“I thank you God for this most amazing day, for the leaping greenly spirits of trees, and for the blue dream of sky and for everything which is natural, which is infinite, which is yes."
- e.e. cummings
Day 218 - Friday, January 26, 1996 – Last night under the winter-bright stars by our blazing fire, Cahuilla Margaret Red Elk stepped into the ceremonial circle and tied a condor feather to the sacred staff that the Hopi have asked us to carry (Day 175).
|House of Mica - headquarters for the UN on Manhattan, a key for our walk, on Day 15 and Day 48.
Cahuilla's spiritual deed was, for our band of pilgrims, both a reminder and a confirmation of the key Eagle-Condor teachings that apply to North, South, and Central America—prophecies that were articulated over the course of our long pilgrimage at the House of Mica in New York City (Day 15), and again in Washington, D.C. (Day 100).
In their creation story, the Chumash people also tell of condor.
At the time of creation, Condor was a white bird, the tradition recalls. But Condor was exceedingly curious. He saw a fire burning in a Chumash village, and he wanted to find out what it was, this mysterious moving force, so alive and bright.
Condor swooped down from the high places which are its customary habitat, and flew low over the fire to get a better look. But condor didn't yet understand the nature of fire, and he flew too close. He got his feathers scorched and they turned black. As a consequence the Condor is no longer white, but is instead a black bird bearing just a small patch of white in remembrance.
|Condor on the wing - high in the mountains. The teaching is that in a time of great troubles, the Condor of the south and the Eagle of the north will fly together. (Photo by Matito, courtesy of flckr.com)
The Hopi staff we carry, the staff that was at the center of our ceremony last night, is forked at the top. Most of us take that fork as symbolic of the “fork in the road” mentioned in the Seven Fires prophecy (Prologue), a teaching that is at the heart of our Sunbow pilgrimage.
As Algonquin-Anishinabe elders have related, the seventh prophet who long ago came before the people was young, with a bright, holy light in his eye. When he spoke, he said “in the time of the Seventh Fire there will arise Oshkibimadizeeg (a new people) who will emerge from the clouds of illusion. They will retrace their steps to find what was left by the side of the trail long ago. Stories that had been lost will be returned to them. They will remember the Original Instructions given to the human beings by Creator. They will find strength in the way of the circle.”
One of the forks in the road represents the pathway of materialism. The other fork represents the pathway of spirituality. This is how the elders see it.
As Midewiwin elder Eddie Benton-Banai has expressed the teaching in The Misomish Book: “…if people choose the road of respect and spirituality, which represents a slower path, there is hope. The Earth is not scorched on this trail. The grass is still growing there. If the people choose this road then it can light an Eighth Fire."
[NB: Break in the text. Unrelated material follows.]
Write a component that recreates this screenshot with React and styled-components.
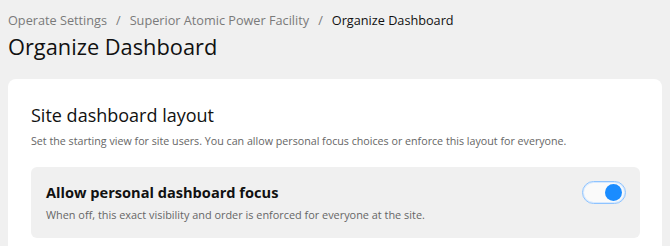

So that we could talk at length with Linda White Wolf Sanchez and Cahuilla Margaret Red Elk, Jacki and I made a special sojourn to Los Angeles today in her Jeep Cherokee. We sat in Linda’s living room, and discussed the walk in detail.
Noting that our mouths were dry from days of fasting, Cahuilla showed us a way to use the sacred white sage plant. She told us each to take a small piece of the sage, and to hold it in the mouth. The stiff sage leaf soon softened, and then drew cool, sweet moisture to refresh and clarify palate, throat, sinuses, and mind.
After listening to us relate tales of the Sunbow 5 walk for over an hour, Cahuilla and Linda told us that, while we were not born native, we had become native by making the sacrifice of this long pilgrimage—just as had all the Sunbow 5 walkers.